Collected data:

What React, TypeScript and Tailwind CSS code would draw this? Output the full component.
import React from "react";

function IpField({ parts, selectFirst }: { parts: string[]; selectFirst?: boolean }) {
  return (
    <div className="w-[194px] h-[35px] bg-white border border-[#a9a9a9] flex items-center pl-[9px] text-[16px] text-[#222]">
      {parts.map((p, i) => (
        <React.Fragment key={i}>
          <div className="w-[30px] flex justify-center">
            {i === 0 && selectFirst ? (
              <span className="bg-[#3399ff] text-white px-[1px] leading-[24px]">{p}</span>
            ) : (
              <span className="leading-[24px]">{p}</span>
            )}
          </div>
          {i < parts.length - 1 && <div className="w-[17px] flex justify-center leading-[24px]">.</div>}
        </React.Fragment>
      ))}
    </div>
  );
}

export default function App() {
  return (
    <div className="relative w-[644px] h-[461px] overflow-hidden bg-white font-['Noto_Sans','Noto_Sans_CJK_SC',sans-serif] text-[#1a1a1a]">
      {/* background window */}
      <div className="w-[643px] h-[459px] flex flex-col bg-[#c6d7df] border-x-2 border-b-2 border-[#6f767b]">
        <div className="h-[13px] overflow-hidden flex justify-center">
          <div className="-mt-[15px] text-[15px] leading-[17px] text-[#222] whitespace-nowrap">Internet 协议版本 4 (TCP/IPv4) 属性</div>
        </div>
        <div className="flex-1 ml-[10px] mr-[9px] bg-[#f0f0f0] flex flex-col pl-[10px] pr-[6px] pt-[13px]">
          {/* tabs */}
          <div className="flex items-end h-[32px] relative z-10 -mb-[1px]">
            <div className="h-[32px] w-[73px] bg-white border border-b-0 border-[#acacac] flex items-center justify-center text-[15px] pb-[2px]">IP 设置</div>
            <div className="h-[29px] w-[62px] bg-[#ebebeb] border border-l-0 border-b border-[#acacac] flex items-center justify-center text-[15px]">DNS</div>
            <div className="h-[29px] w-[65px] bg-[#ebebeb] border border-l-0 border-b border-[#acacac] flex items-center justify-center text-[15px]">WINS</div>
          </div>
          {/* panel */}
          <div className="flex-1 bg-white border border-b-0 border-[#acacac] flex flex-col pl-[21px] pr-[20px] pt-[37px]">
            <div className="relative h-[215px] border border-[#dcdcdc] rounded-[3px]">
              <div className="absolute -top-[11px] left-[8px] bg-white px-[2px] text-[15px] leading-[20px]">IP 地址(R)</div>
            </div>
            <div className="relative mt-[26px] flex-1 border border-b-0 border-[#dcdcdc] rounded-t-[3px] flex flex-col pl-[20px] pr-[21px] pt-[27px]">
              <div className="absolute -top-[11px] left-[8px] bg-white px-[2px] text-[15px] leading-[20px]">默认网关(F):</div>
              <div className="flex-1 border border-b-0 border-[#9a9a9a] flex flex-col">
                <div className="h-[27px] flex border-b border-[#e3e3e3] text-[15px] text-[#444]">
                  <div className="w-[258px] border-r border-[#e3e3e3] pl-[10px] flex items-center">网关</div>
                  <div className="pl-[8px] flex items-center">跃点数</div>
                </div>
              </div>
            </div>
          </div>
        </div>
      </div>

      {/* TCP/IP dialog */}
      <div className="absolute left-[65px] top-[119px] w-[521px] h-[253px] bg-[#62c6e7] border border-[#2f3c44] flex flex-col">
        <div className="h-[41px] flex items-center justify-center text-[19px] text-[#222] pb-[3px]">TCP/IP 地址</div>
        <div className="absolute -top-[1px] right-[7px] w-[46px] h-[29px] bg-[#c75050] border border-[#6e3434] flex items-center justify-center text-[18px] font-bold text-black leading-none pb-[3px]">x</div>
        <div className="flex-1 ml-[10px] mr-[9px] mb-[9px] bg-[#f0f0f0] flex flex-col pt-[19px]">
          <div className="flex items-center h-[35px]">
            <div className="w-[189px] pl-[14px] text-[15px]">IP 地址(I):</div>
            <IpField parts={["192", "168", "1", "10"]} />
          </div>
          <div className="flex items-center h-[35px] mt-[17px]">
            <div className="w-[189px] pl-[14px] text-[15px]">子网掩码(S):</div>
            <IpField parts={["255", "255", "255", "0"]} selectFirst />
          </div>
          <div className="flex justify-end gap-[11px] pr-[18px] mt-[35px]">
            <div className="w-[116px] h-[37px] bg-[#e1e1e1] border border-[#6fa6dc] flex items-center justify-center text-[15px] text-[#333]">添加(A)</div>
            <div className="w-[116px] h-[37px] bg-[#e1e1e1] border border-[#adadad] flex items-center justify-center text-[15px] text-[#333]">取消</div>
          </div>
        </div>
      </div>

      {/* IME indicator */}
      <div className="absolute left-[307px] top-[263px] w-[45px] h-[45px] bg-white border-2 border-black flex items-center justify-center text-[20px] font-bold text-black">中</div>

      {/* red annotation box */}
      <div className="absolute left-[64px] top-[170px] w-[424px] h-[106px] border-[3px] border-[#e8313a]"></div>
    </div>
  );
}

Exercise requirements:
From the listing above, copy every line that includes the word "React".

Exercise answer:
What React, TypeScript and Tailwind CSS code would draw this? Output the full component.
import React from "react";
        <React.Fragment key={i}>
        </React.Fragment>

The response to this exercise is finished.